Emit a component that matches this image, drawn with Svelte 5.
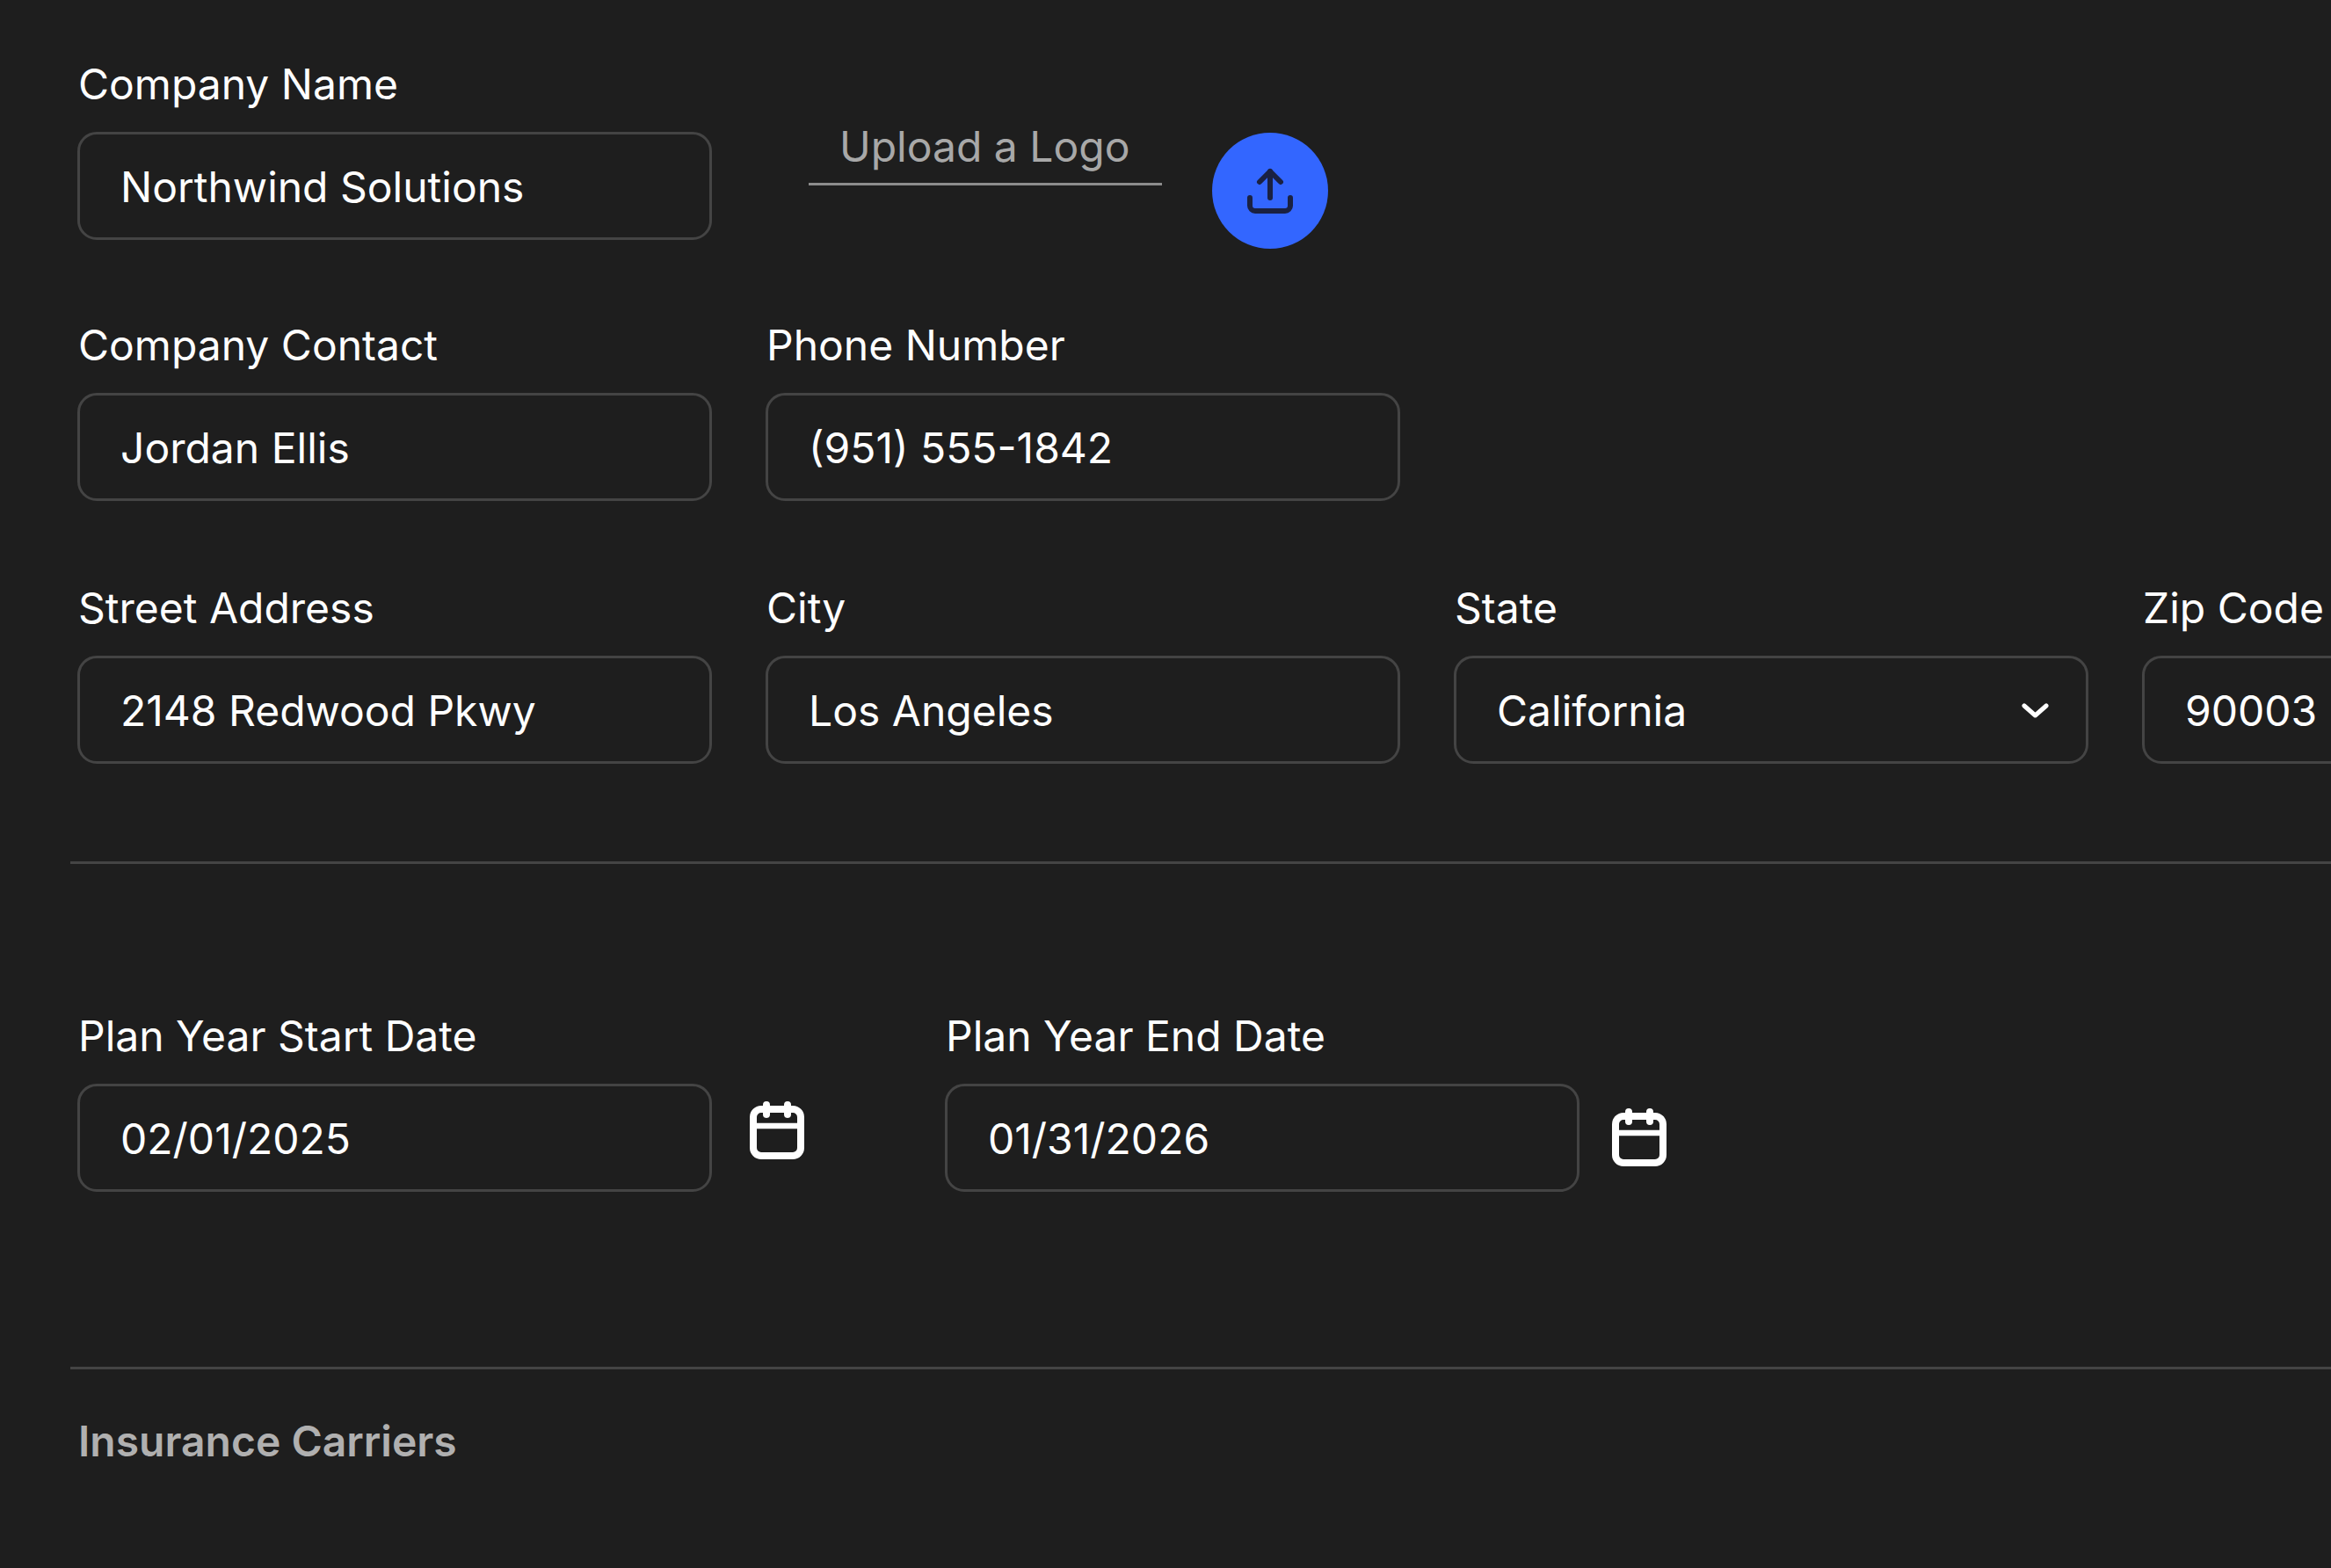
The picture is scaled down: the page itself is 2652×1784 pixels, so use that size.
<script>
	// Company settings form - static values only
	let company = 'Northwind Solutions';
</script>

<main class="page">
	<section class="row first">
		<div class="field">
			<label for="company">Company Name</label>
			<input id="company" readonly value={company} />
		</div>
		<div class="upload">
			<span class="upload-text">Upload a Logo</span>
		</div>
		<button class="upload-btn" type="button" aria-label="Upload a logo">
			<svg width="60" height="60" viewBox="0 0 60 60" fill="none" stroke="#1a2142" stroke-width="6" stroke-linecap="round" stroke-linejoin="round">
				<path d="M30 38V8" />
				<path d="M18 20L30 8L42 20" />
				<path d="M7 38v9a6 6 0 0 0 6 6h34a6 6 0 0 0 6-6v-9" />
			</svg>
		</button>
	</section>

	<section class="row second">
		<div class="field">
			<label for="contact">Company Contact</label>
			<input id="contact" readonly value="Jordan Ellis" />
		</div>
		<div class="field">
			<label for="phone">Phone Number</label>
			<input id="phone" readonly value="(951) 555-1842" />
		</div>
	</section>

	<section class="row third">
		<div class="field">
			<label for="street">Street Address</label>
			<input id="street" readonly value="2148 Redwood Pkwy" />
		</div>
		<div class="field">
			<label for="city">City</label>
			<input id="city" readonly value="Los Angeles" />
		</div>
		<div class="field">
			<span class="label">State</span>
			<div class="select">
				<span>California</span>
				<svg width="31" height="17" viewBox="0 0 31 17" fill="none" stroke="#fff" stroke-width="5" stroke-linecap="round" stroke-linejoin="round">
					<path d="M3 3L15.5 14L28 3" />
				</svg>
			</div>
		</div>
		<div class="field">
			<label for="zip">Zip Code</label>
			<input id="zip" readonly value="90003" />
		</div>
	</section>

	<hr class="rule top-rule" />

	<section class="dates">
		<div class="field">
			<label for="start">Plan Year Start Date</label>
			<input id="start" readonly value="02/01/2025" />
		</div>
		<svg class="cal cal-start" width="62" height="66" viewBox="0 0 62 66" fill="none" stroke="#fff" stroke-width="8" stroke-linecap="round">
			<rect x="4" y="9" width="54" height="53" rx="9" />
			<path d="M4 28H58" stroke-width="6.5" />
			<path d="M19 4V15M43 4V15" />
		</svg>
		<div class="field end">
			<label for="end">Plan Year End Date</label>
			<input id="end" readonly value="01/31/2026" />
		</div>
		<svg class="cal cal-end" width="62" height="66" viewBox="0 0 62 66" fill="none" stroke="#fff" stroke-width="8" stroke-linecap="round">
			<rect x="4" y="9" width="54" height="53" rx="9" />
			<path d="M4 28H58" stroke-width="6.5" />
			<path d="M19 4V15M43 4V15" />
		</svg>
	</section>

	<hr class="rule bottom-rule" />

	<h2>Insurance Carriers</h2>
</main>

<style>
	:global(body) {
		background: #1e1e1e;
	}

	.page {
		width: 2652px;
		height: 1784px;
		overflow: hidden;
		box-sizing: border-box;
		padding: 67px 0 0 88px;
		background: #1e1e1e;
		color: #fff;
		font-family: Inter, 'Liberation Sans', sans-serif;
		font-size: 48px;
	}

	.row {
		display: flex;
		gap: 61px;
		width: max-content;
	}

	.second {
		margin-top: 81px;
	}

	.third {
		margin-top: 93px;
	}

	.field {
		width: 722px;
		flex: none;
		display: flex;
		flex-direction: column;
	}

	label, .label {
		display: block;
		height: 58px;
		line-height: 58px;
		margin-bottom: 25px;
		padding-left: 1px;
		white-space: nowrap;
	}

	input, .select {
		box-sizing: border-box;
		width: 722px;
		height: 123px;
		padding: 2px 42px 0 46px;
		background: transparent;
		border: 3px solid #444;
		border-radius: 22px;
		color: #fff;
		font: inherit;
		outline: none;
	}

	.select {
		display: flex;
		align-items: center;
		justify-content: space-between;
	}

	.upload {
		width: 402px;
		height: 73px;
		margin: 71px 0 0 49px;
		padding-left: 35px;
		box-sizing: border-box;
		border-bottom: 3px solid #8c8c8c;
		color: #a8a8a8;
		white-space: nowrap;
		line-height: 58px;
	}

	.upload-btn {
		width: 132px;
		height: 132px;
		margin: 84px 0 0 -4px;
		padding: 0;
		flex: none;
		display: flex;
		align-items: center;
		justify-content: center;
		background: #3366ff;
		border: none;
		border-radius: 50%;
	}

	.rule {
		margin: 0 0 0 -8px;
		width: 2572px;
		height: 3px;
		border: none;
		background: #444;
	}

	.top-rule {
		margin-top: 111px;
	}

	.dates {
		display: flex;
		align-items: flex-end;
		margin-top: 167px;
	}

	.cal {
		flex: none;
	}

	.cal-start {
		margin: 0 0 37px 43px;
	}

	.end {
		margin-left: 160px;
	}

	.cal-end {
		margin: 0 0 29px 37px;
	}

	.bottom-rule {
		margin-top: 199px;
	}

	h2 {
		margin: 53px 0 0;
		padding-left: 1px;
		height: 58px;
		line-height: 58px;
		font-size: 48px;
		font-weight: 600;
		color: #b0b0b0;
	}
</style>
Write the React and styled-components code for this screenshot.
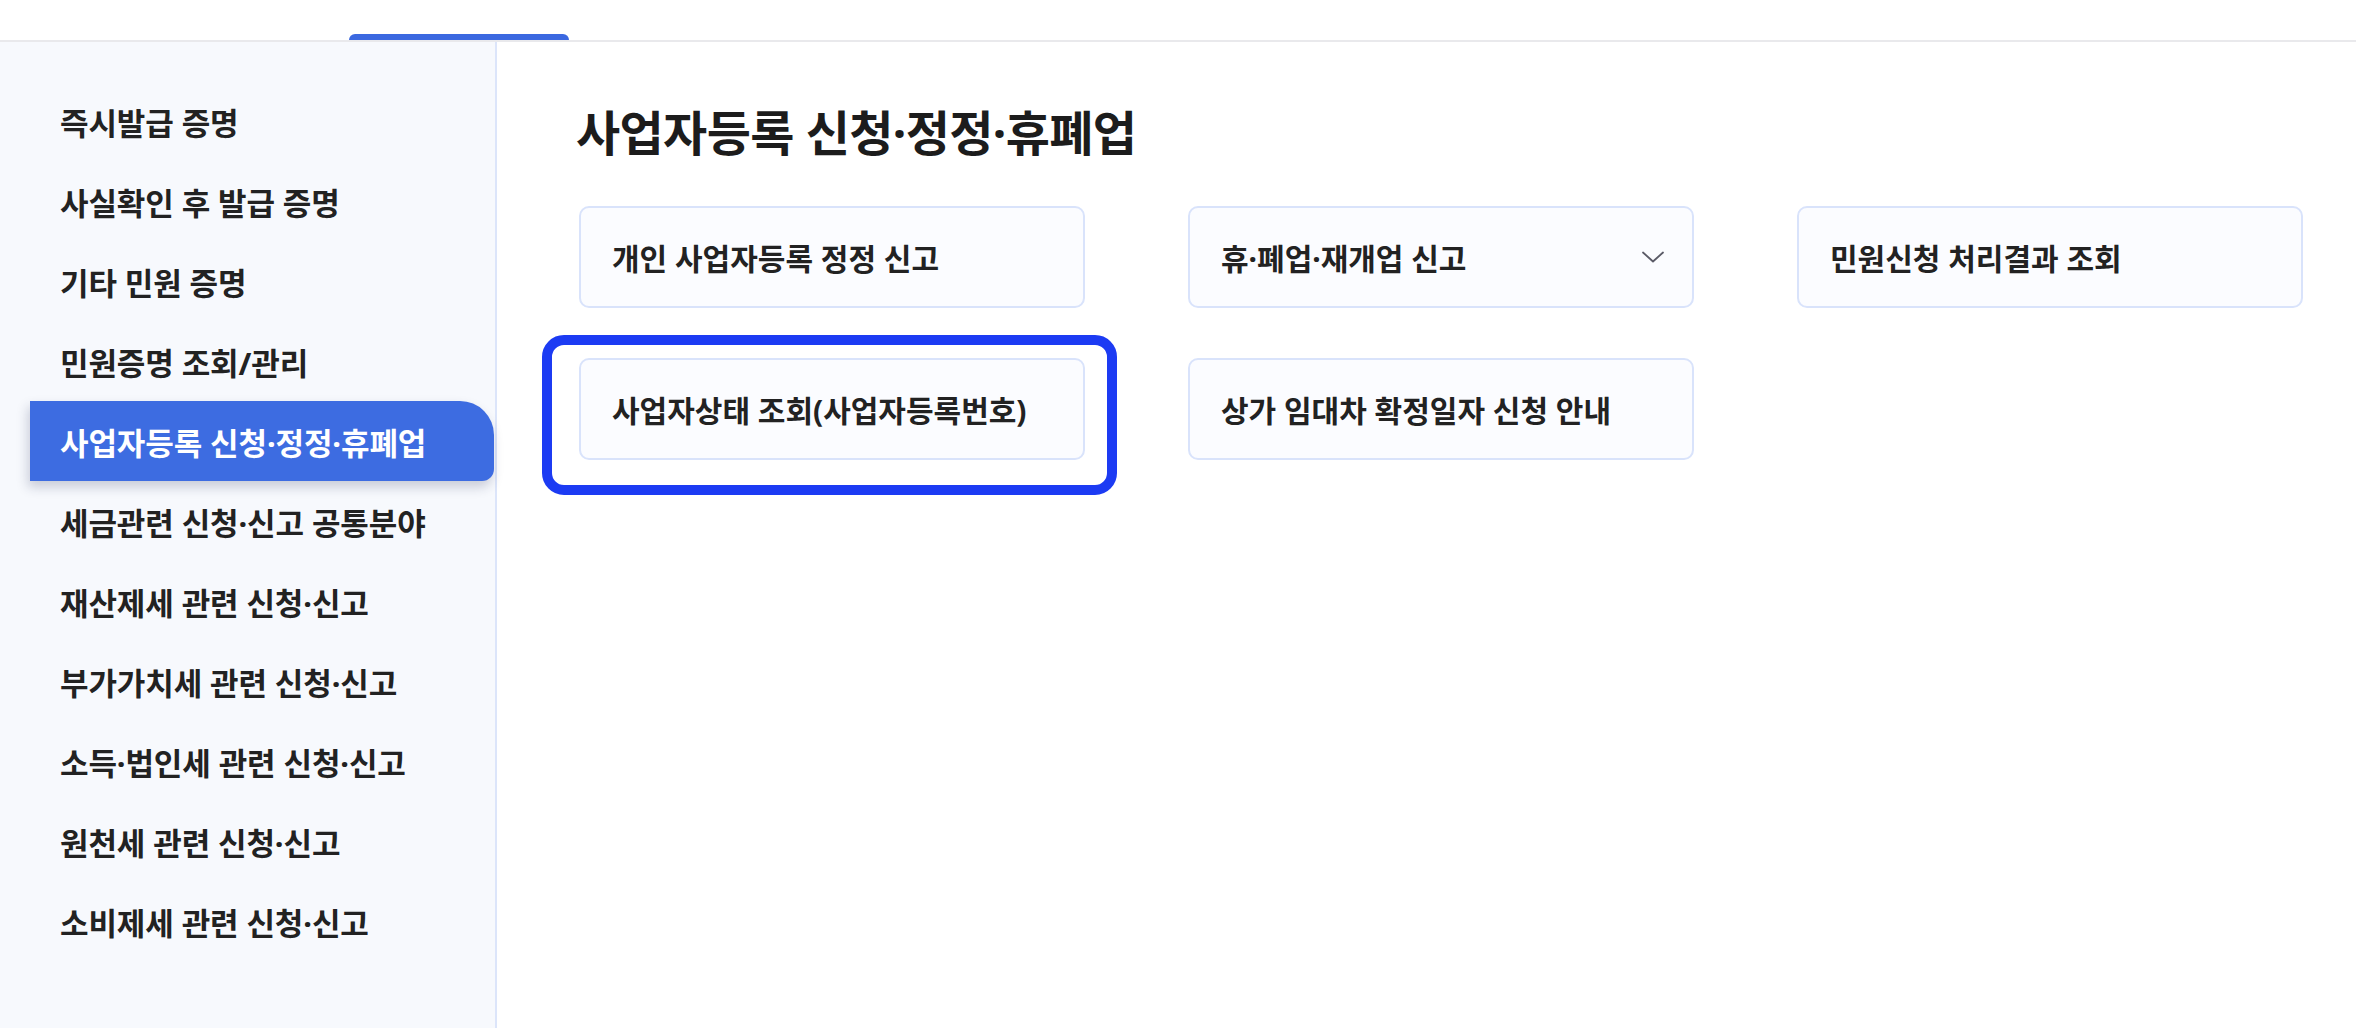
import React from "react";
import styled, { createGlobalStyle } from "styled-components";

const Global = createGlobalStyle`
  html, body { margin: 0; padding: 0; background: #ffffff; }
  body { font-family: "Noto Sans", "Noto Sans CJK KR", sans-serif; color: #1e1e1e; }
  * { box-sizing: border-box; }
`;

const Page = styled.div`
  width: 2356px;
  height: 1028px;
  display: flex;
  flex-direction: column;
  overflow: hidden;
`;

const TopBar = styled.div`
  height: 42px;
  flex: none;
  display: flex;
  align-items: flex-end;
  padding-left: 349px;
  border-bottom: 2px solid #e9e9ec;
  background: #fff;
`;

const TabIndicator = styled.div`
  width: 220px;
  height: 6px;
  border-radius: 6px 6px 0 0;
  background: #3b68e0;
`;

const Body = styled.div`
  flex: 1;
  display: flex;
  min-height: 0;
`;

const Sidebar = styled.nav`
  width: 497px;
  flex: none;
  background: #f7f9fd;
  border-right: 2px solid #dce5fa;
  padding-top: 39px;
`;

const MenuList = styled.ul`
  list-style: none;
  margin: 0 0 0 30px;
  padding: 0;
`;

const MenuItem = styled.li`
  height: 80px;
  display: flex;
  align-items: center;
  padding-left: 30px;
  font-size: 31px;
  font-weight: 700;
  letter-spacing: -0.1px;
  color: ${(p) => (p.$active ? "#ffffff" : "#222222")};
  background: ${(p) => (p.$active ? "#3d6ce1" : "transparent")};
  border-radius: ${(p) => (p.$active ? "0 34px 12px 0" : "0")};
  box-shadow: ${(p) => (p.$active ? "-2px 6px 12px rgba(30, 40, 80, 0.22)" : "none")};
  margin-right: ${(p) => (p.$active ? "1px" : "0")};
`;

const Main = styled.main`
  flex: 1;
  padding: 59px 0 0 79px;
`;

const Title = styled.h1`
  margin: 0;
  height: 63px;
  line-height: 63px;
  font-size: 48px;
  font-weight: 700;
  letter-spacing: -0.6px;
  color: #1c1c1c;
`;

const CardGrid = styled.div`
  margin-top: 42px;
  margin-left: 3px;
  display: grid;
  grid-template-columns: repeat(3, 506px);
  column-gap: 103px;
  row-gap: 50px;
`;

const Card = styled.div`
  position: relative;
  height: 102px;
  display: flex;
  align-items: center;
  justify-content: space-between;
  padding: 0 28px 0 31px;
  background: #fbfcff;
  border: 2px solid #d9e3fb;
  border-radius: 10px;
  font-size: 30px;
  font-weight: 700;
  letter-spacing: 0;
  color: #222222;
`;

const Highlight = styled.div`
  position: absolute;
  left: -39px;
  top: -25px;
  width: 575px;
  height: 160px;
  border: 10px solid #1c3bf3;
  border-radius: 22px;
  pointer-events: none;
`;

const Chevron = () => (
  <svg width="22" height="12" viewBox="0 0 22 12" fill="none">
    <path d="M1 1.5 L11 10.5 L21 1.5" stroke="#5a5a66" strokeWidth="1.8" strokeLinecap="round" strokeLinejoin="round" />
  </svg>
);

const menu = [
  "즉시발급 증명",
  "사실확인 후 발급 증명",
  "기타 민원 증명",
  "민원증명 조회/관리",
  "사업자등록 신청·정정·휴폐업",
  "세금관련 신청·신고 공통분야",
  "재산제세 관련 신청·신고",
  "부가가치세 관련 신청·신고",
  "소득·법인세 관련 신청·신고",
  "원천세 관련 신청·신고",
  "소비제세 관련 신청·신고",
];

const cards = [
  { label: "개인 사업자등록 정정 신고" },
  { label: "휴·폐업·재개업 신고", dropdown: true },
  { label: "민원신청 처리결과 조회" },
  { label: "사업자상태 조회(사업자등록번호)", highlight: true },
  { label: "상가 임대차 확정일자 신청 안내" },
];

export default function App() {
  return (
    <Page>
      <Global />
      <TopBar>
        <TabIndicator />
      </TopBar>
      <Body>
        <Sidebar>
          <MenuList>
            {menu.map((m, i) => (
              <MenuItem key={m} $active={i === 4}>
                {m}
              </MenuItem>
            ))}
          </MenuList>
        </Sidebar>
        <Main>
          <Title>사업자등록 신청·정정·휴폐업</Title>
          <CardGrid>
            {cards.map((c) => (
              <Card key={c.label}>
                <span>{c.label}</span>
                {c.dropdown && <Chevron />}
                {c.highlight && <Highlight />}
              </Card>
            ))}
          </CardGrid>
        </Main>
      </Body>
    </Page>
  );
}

* * * * * * * * *

Filter for "components". Return all lines that hold it.

Write the React and styled-components code for this screenshot.
import styled, { createGlobalStyle } from "styled-components";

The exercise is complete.